1. Blockchain and Transaction Verification
The core mechanism that prevents double spending is the blockchain—a public, distributed ledger where every transaction is recorded in sequential order. The blockchain serves as a shared source of truth for all participants in the network.
Whenever a user initiates a transaction, it is broadcast to the entire network of nodes. Before the transaction can be confirmed and added to the blockchain, it needs to be validated by these nodes. This involves checking that the sender has enough unspent bitcoin in their account to complete the transaction. If the sender tries to use the same bitcoin for multiple transactions, nodes will reject subsequent attempts since the first valid transaction consumes those funds.
2. Proof of Work and Mining
Bitcoin uses a Proof of Work (PoW) mechanism to confirm transactions and secure the network. PoW is implemented by miners, who compete to solve complex cryptographic puzzles. The first miner to solve the puzzle gets the right to add a block of transactions to the blockchain, and is rewarded with new bitcoins plus transaction fees.
To understand how PoW helps prevent double spending, imagine a situation where a malicious actor tries to spend the same bitcoin in two separate transactions. Since both transactions would be broadcast to the network, they would compete to be included in a block. However, only one of the transactions will be included and confirmed, as the blockchain progresses linearly. The one that gets confirmed and added to the blockchain first becomes the legitimate transaction, while the other is automatically invalidated by the consensus of the network.

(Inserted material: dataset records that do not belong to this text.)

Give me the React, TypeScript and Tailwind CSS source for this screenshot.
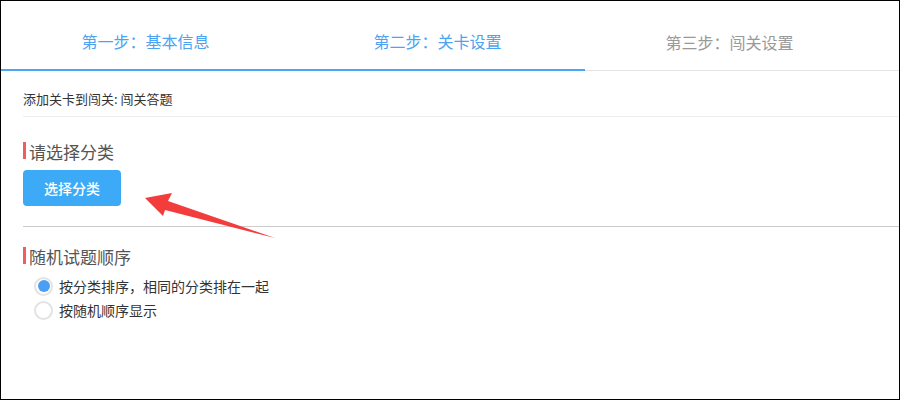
export default function App() {
  const tabs = [
    { label: '第一步：基本信息', done: true },
    { label: '第二步：关卡设置', done: true },
    { label: '第三步：闯关设置', done: false },
  ];

  return (
    <div
      className="relative w-[900px] h-[400px] border border-black bg-white overflow-hidden"
      style={{ fontFamily: '"Noto Sans CJK SC", "Noto Sans", sans-serif' }}
    >
      {/* step tabs */}
      <div className="flex border-b border-[#e4e4e4]">
        {tabs.map((t) => (
          <div
            key={t.label}
            className={
              t.done
                ? 'w-[292px] h-[70px] -mb-px pt-[11px] pr-[3px] flex items-center justify-center text-[16px] text-[#4ba3f1] border-b-2 border-[#4ba7f4]'
                : 'w-[292px] h-[70px] -mb-px pt-[11px] pr-[3px] flex items-center justify-center text-[16px] text-[#999]'
            }
          >
            {t.label}
          </div>
        ))}
      </div>

      <div className="pl-[22px]">
        <div className="h-[46px] pt-[11px] flex items-center text-[13px] text-[#333] border-b border-[#eee]">
          添加关卡到闯关: 闯关答题
        </div>

        <div className="mt-[25px] flex items-center h-[17px]">
          <span className="w-[3px] h-[17px] bg-[#f45b60]" />
          <span className="ml-[3px] pt-[2px] text-[17px] leading-[17px] text-[#555]">请选择分类</span>
        </div>

        <button className="mt-[11px] w-[98px] h-[36px] rounded-[4px] bg-[#3caaf7] text-white text-[14px] font-medium flex items-center justify-center">
          选择分类
        </button>

        <div className="mt-[20px] h-px bg-[#ccc]" />

        <div className="mt-[20px] flex items-center h-[17px]">
          <span className="w-[3px] h-[17px] bg-[#f45b60]" />
          <span className="ml-[3px] pt-[2px] text-[17px] leading-[17px] text-[#555]">随机试题顺序</span>
        </div>

        <div className="mt-[10px] ml-[11px]">
          <label className="h-[24px] flex items-center gap-[6px] text-[14px] text-[#333]">
            <span className="w-[19px] h-[19px] rounded-full border-2 border-[#e3e3e3] flex items-center justify-center">
              <span className="w-[12px] h-[12px] rounded-full bg-[#4a9ff5]" />
            </span>
            按分类排序，相同的分类排在一起
          </label>
          <label className="h-[24px] flex items-center gap-[6px] text-[14px] text-[#333]">
            <span className="w-[19px] h-[19px] rounded-full border-2 border-[#e3e3e3]" />
            按随机顺序显示
          </label>
        </div>
      </div>

      {/* annotation arrow */}
      <svg className="absolute left-0 top-0" width="900" height="400">
        <polygon
          points="144,197 171,192 167,200 274,237 164,209 162,215"
          fill="#f33c3c"
        />
      </svg>
    </div>
  );
}
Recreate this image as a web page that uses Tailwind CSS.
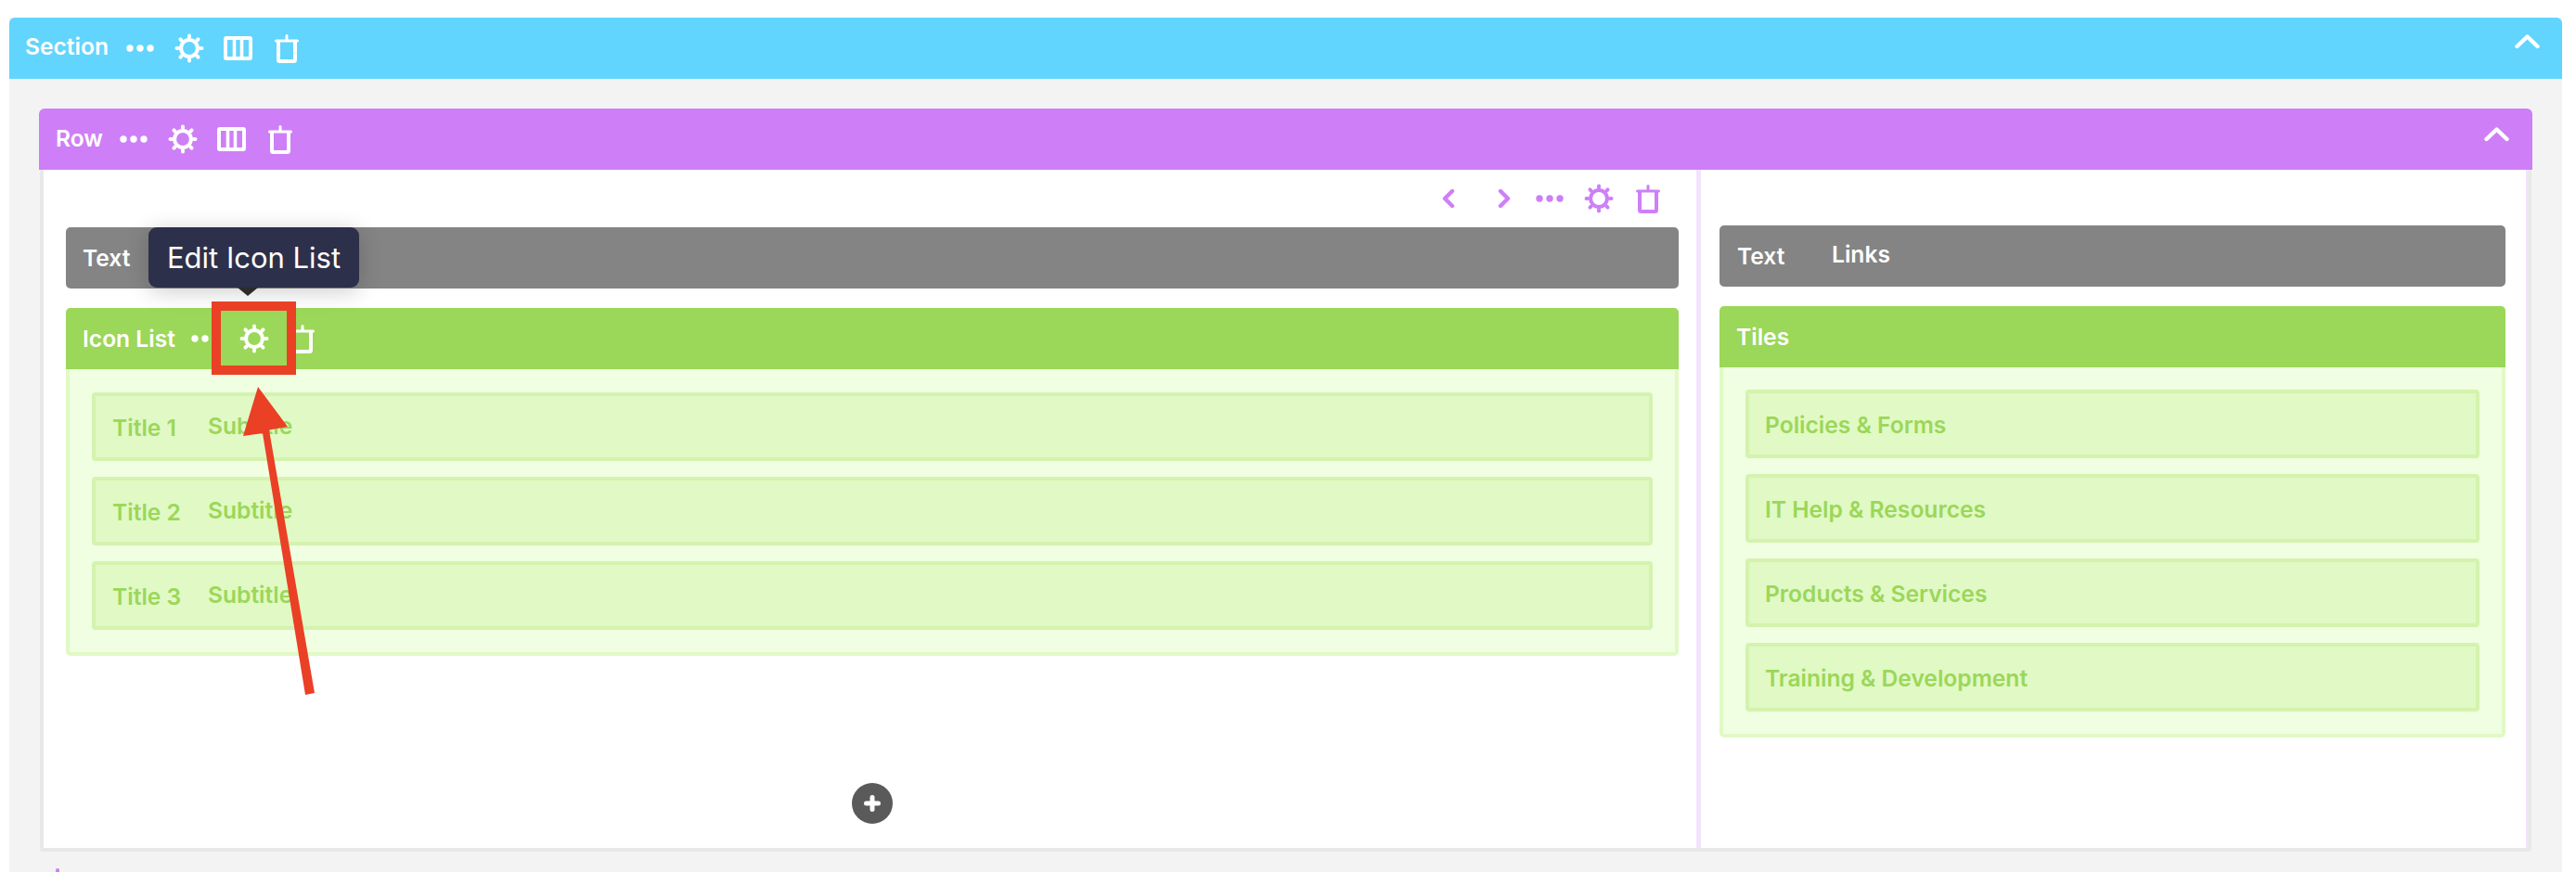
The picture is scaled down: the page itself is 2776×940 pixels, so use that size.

3. Consensus and Network Agreement
The Bitcoin network operates under a consensus protocol. This means that nodes on the network must collectively agree on the state of the blockchain. A transaction is only considered valid once it is included in a block and has received confirmations from additional blocks built on top of it. The more confirmations a transaction has, the more secure it is, reducing the likelihood of a double-spend attack.
For instance, a common practice is to wait for six confirmations (six additional blocks added after a transaction's block) before considering a transaction fully secure, particularly for high-value transactions. At this point, it becomes practically impossible to change or reverse the transaction without controlling a majority of the network's hash power—an event known as a 51% attack.
4. 51% Attack and Network Security
The risk of double spending exists theoretically if an attacker could control more than 50% of the network's mining power, which is known as a 51% attack. This would allow them to modify the blockchain and potentially double-spend coins. However, the amount of computing power required to perform such an attack on the Bitcoin network is immense and would require significant cost and coordination, making it economically unfeasible for most actors.
Furthermore, the decentralized nature of the network makes it resistant to such attempts. Thousands of nodes across the world maintain and validate the blockchain, making it almost impossible for a single party to achieve majority control.
Conclusion
The Bitcoin network successfully prevents double spending through a combination of distributed consensus, cryptographic security, and economic incentives for miners. By making use of a public ledger, the Proof of Work mechanism, and requiring network consensus, the Bitcoin protocol ensures that a transaction cannot be used to spend the same bitcoins twice. This sophisticated system of checks and balances is what makes Bitcoin reliable and resilient as a decentralized digital currency.